Drive it like a race car, and lower 30s or worse is possible. Drive it with average care and 38-40 mpg is not hard to do. With some care, and you can match or even exceed the now-rated 40 mpg city, 36 highway, 38 combined.
We’ve heard of some folks who’ve netted the full $4,007 federal tax credit, plus a healthy state credit, and with negotiated price from the dealer claim they made out better than if they’d bought the Fusion Hybrid.
Also helping things could be if you have access to charging – preferably free – at your destination to increase effective daily range.
People also like to mention astronomical “mpg” but by omitting actual electric costs, it’s misleading to unequivocally say a car got 335.5 mpg (pictured). Unless you tap into a no-charge charger, the juice isn’t free, and real costs are a qualified number, even if electricity really is cheaper and cleaner. One useful cost calculator is found at EPA.gov.
But with its array of tangible and intangible attributes, the Fusion Energi’s roughly $35,000 starting price can be attractive. Next to pure internal combustion Fusion variants, total cost of ownership for most people will be higher over five years, but again, this depends on particular situations.
Analyzing 2014 model year cars (latest available), the cost-of-ownership calculator operated by unaffiliated Web site Intellichoice shows a $34,700 MSRP Energi SE costs $43,018 in five years. A $27,280 Fusion Hybrid SE is $33,763, and a $23,935 non-hybrid Fusion SE rated 25 city, 37 highway, is $34,521.
These admittedly generalized numbers reveal a regular Fusion Hybrid has a better chance of paying back, but the Energi, as mentioned, may.

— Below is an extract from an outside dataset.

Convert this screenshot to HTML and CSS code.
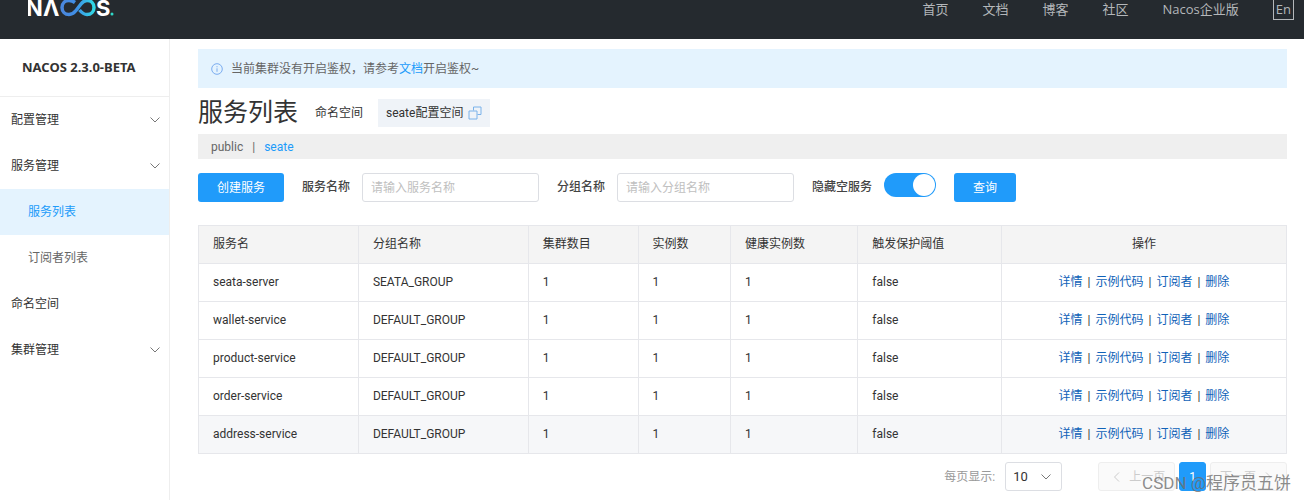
FILE: index.html
```html
<!DOCTYPE html>
<html lang="zh-CN">
<head>
  <meta charset="UTF-8">
  <meta name="viewport" content="width=device-width, initial-scale=1.0">
  <title>Nacos</title>
  <link rel="stylesheet" href="styles.css">
</head>
<body>

<header class="header">
  <a href="#" class="logo" aria-label="Nacos">
    <svg width="88" height="20" viewBox="0 0 88 20">
      <defs>
        <linearGradient id="loop" x1="0" x2="1" y1="0" y2="0">
          <stop offset="0" stop-color="#4a86dc"/>
          <stop offset="0.45" stop-color="#3f8fe6"/>
          <stop offset="1" stop-color="#2fd8e6"/>
        </linearGradient>
      </defs>
      <text class="logo-text" x="-2" y="16">N</text>
      <text class="logo-text" x="15" y="16">Λ</text>
      <path d="M47 2.500 C45 1 43 0.500 41 0.500 C37 0.500 34 3.500 34 7.500 C34 11.500 37 14.500 41 14.500 C44 14.500 46 13 48 10.500 L53 4 C55 1.500 56 0.500 59 0.500 C63 0.500 66 3.500 66 7.500 C66 11.500 63 14.500 59 14.500 C56 14.500 54 13 51.500 10" fill="none" stroke="url(#loop)" stroke-width="3.500"/>
      <text class="logo-text" x="68" y="16">S</text>
      <circle cx="84" cy="14" r="1.500" fill="#2fd8c8"/>
    </svg>
  </a>
  <nav class="top-nav">
    <a href="#">首页</a>
    <a href="#">文档</a>
    <a href="#">博客</a>
    <a href="#">社区</a>
    <a href="#">Nacos企业版</a>
    <button type="button" class="lang">En</button>
  </nav>
</header>

<div class="layout">
  <aside class="sidebar">
    <h2 class="version">NACOS 2.3.0-BETA</h2>
    <nav class="menu">
      <a href="#" class="item">配置管理<svg class="arrow" width="12" height="8" viewBox="0 0 12 8"><path d="M1.500 1.500 L6 6 L10.500 1.500"/></svg></a>
      <a href="#" class="item">服务管理<svg class="arrow" width="12" height="8" viewBox="0 0 12 8"><path d="M1.500 1.500 L6 6 L10.500 1.500"/></svg></a>
      <a href="#" class="item sub active">服务列表</a>
      <a href="#" class="item sub">订阅者列表</a>
      <a href="#" class="item">命名空间</a>
      <a href="#" class="item">集群管理<svg class="arrow" width="12" height="8" viewBox="0 0 12 8"><path d="M1.500 1.500 L6 6 L10.500 1.500"/></svg></a>
    </nav>
  </aside>

  <main class="content">
    <div class="notice">
      <svg class="info" width="12" height="12" viewBox="0 0 12 12"><circle cx="6" cy="6" r="5.300"/><path d="M6 5.300 V8.800 M6 3.200 V4.300"/></svg>
      <p>当前集群没有开启鉴权，请参考<a href="#">文档</a>开启鉴权~</p>
    </div>

    <div class="title-row">
      <h1>服务列表</h1>
      <span class="ns-label">命名空间</span>
      <button type="button" class="ns-value">seate配置空间
        <svg width="14" height="14" viewBox="0 0 14 14"><path d="M5.500 4.500 V1 H13 V8.500 H9.500 M1 5 H9 V13 H1 Z"/></svg>
      </button>
    </div>

    <div class="namespaces">
      <a href="#">public</a>
      <span>|</span>
      <a href="#" class="current">seate</a>
    </div>

    <form class="search">
      <button type="button" class="btn create">创建服务</button>
      <div class="field">
        <label for="serviceName">服务名称</label>
        <input type="text" id="serviceName" placeholder="请输入服务名称">
      </div>
      <div class="field">
        <label for="groupName">分组名称</label>
        <input type="text" id="groupName" placeholder="请输入分组名称">
      </div>
      <div class="field">
        <label for="hideEmpty">隐藏空服务</label>
        <input type="checkbox" id="hideEmpty" class="switch" role="switch" checked>
      </div>
      <button type="button" class="btn">查询</button>
    </form>

    <table class="services">
      <colgroup>
        <col class="c-name">
        <col class="c-group">
        <col class="c-cluster">
        <col class="c-count">
        <col class="c-healthy">
        <col class="c-limit">
        <col class="c-action">
      </colgroup>
      <thead>
        <tr>
          <th>服务名</th>
          <th>分组名称</th>
          <th>集群数目</th>
          <th>实例数</th>
          <th>健康实例数</th>
          <th>触发保护阈值</th>
          <th class="action">操作</th>
        </tr>
      </thead>
      <tbody>
        <tr>
          <td>seata-server</td>
          <td>SEATA_GROUP</td>
          <td>1</td>
          <td>1</td>
          <td>1</td>
          <td>false</td>
          <td class="action"><a href="#">详情</a><i>|</i><a href="#">示例代码</a><i>|</i><a href="#">订阅者</a><i>|</i><a href="#">删除</a></td>
        </tr>
        <tr>
          <td>wallet-service</td>
          <td>DEFAULT_GROUP</td>
          <td>1</td>
          <td>1</td>
          <td>1</td>
          <td>false</td>
          <td class="action"><a href="#">详情</a><i>|</i><a href="#">示例代码</a><i>|</i><a href="#">订阅者</a><i>|</i><a href="#">删除</a></td>
        </tr>
        <tr>
          <td>product-service</td>
          <td>DEFAULT_GROUP</td>
          <td>1</td>
          <td>1</td>
          <td>1</td>
          <td>false</td>
          <td class="action"><a href="#">详情</a><i>|</i><a href="#">示例代码</a><i>|</i><a href="#">订阅者</a><i>|</i><a href="#">删除</a></td>
        </tr>
        <tr>
          <td>order-service</td>
          <td>DEFAULT_GROUP</td>
          <td>1</td>
          <td>1</td>
          <td>1</td>
          <td>false</td>
          <td class="action"><a href="#">详情</a><i>|</i><a href="#">示例代码</a><i>|</i><a href="#">订阅者</a><i>|</i><a href="#">删除</a></td>
        </tr>
        <tr class="hovered">
          <td>address-service</td>
          <td>DEFAULT_GROUP</td>
          <td>1</td>
          <td>1</td>
          <td>1</td>
          <td>false</td>
          <td class="action"><a href="#">详情</a><i>|</i><a href="#">示例代码</a><i>|</i><a href="#">订阅者</a><i>|</i><a href="#">删除</a></td>
        </tr>
      </tbody>
    </table>

    <div class="pagination">
      <label for="pageSize">每页显示:</label>
      <div class="select-wrap">
        <select id="pageSize">
          <option>10</option>
          <option>20</option>
          <option>50</option>
        </select>
        <svg class="arrow" width="12" height="8" viewBox="0 0 12 8"><path d="M1.500 1.500 L6 6 L10.500 1.500"/></svg>
      </div>
      <div class="pages">
        <button type="button" class="page prev" disabled><svg class="arrow" width="8" height="12" viewBox="0 0 8 12"><path d="M6 1.500 L1.500 6 L6 10.500"/></svg>上一页</button>
        <button type="button" class="page on">1</button>
        <button type="button" class="page next" disabled>下一页<svg class="arrow" width="8" height="12" viewBox="0 0 8 12"><path d="M2 1.500 L6.500 6 L2 10.500"/></svg></button>
      </div>
    </div>
  </main>
</div>

<div class="watermark">CSDN @程序员五饼</div>

</body>
</html>
```
FILE: styles.css
```css
* {
  box-sizing: border-box;
}

body {
  margin: 0;
  min-height: 100vh;
  display: flex;
  flex-direction: column;
  overflow: hidden;
  background-color: #fff;
  color: #333;
  font-family: Roboto, "Noto Sans CJK SC", sans-serif;
  font-size: 12px;
  line-height: 18px;
}

a {
  color: inherit;
  text-decoration: none;
}

button, input, select {
  font: inherit;
}

button {
  cursor: pointer;
}

/* Header */
.header {
  display: flex;
  align-items: flex-start;
  justify-content: space-between;
  height: 39px;
  padding: 0 10px 0 28px;
  background-color: #252a2f;
}

.logo svg {
  display: block;
}

.logo-text {
  fill: #fff;
  font-family: Inter, sans-serif;
  font-size: 22px;
  font-weight: 700;
}

.top-nav {
  display: flex;
  gap: 34px;
  color: #b4b7ba;
  font-family: "Open Sans", "Noto Sans CJK SC", sans-serif;
  font-size: 13px;
}

.lang {
  height: 20px;
  padding: 0 2px;
  border: 1px solid #b4b7ba;
  border-top: 0;
  background: none;
  color: inherit;
  line-height: 17px;
}

/* Sidebar */
.layout {
  display: flex;
  flex: 1;
}

.sidebar {
  width: 170px;
  flex: none;
  border-right: 1px solid #eee;
}

.version {
  margin: 0;
  padding: 19px 0 19px 22px;
  border-bottom: 1px solid #eee;
  font-family: "Noto Sans", sans-serif;
  font-size: 13px;
  line-height: 19px;
}

.item {
  display: flex;
  align-items: center;
  justify-content: space-between;
  height: 46px;
  padding: 0 8px 0 11px;
}

.sub {
  padding-left: 28px;
  color: #666;
}

.active {
  background-color: #e4f3fe;
  color: #209bfa;
}

.arrow {
  fill: none;
  stroke: #777;
}

/* Content */
.content {
  flex: 1;
  padding: 10px 17px 0 28px;
}

.notice {
  display: flex;
  align-items: center;
  gap: 8px;
  height: 39px;
  padding: 0 13px;
  background-color: #e4f3fe;
  color: #666;
}

.notice p {
  margin: 0;
}

.notice a {
  color: #209bfa;
}

.info {
  fill: none;
  stroke: #7aacf0;
}

.title-row {
  display: flex;
  align-items: center;
  height: 46px;
  padding-top: 3px;
}

h1 {
  margin: 0 17px 0 0;
  font-size: 25px;
  font-weight: 400;
  line-height: 36px;
}

.ns-value {
  display: flex;
  align-items: center;
  gap: 5px;
  height: 28px;
  margin-left: 15px;
  padding: 0 8px;
  border: 0;
  background-color: #eff3f8;
  color: #333;
}

.ns-value svg {
  fill: none;
  stroke: #7ab2ea;
}

.namespaces {
  display: flex;
  align-items: center;
  gap: 9px;
  height: 25px;
  padding: 0 13px;
  background-color: #efefef;
  color: #666;
}

.current {
  color: #209bfa;
}

/* Search form */
.search {
  display: flex;
  align-items: flex-start;
  gap: 18px;
  padding: 14px 0 23px;
}

.btn {
  height: 29px;
  padding: 0 19px;
  border: 0;
  border-radius: 3px;
  background-color: #209bfa;
  color: #fff;
}

.field {
  display: flex;
  gap: 12px;
}

.field label {
  color: #444;
  font-weight: 500;
  line-height: 28px;
}

.field input[type="text"] {
  width: 177px;
  height: 29px;
  padding: 0 8px;
  border: 1px solid #dcdee3;
  border-radius: 3px;
}

.field input::placeholder {
  color: #c0c0c0;
}

.switch {
  appearance: none;
  display: flex;
  justify-content: flex-end;
  width: 52px;
  height: 24px;
  margin: 0;
  padding: 1px;
  border-radius: 12px;
  background-color: #209bfa;
}

.switch::before {
  content: "";
  width: 22px;
  height: 22px;
  border-radius: 50%;
  background-color: #fff;
}

/* Services table */
.services {
  width: 100%;
  border-collapse: collapse;
  table-layout: fixed;
}

.services th, .services td {
  height: 38px;
  padding: 0 14px 2px;
  border: 1px solid #e6e7eb;
  text-align: left;
  font-weight: 400;
}

.services th {
  background-color: #f4f4f4;
}

.services .action {
  text-align: center;
}

.services .action a {
  color: #0f62b8;
}

.services i {
  margin: 0 5px;
  font-style: normal;
}

.hovered {
  background-color: #f6f7f9;
}

.c-name { width: 14.7%; }
.c-group { width: 15.6%; }
.c-cluster { width: 10.1%; }
.c-count { width: 8.5%; }
.c-healthy { width: 11.7%; }
.c-limit { width: 13.2%; }

/* Pagination */
.pagination {
  display: flex;
  align-items: center;
  justify-content: flex-end;
  padding-top: 8px;
  color: #999;
}

.select-wrap {
  display: flex;
  align-items: center;
  width: 57px;
  height: 29px;
  margin: 0 36px 0 10px;
  padding-right: 9px;
  border: 1px solid #dcdee3;
  border-radius: 3px;
}

.select-wrap select {
  appearance: none;
  flex: 1;
  min-width: 0;
  padding: 0 0 0 7px;
  border: 0;
  background: none;
  color: #333;
  font-size: 13px;
}

.pages {
  display: flex;
  gap: 4px;
}

.page {
  display: flex;
  align-items: center;
  gap: 8px;
  height: 29px;
  padding: 0 9px;
  border: 1px solid #eee;
  border-radius: 3px;
  background-color: #fafafa;
  color: #ccc;
}

.prev {
  padding-left: 14px;
}

.next {
  padding-right: 14px;
}

.page .arrow {
  stroke: #ccc;
}

.on {
  border-color: #209bfa;
  background-color: #209bfa;
  color: #fff;
}

.watermark {
  position: absolute;
  right: 13px;
  bottom: 4px;
  color: rgba(110, 110, 110, 0.8);
  font-size: 17px;
  line-height: 26px;
}
```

Also, those wanting to assess the real worth to them can – as applicable – factor in the benefit of reducing emissions, potentially cutting a lot of gasoline use out of their lives, and solo access to HOV lanes in California, and possibly other states.
Next to the PHEV competitors, it’s a solid alternative but all are first-generation efforts that need a close look at your personal situation to decide between.
Certainly the Fusion Energi is awesome in many respects, including that it’s handsome, well appointed, roomy, quick and agile in its class.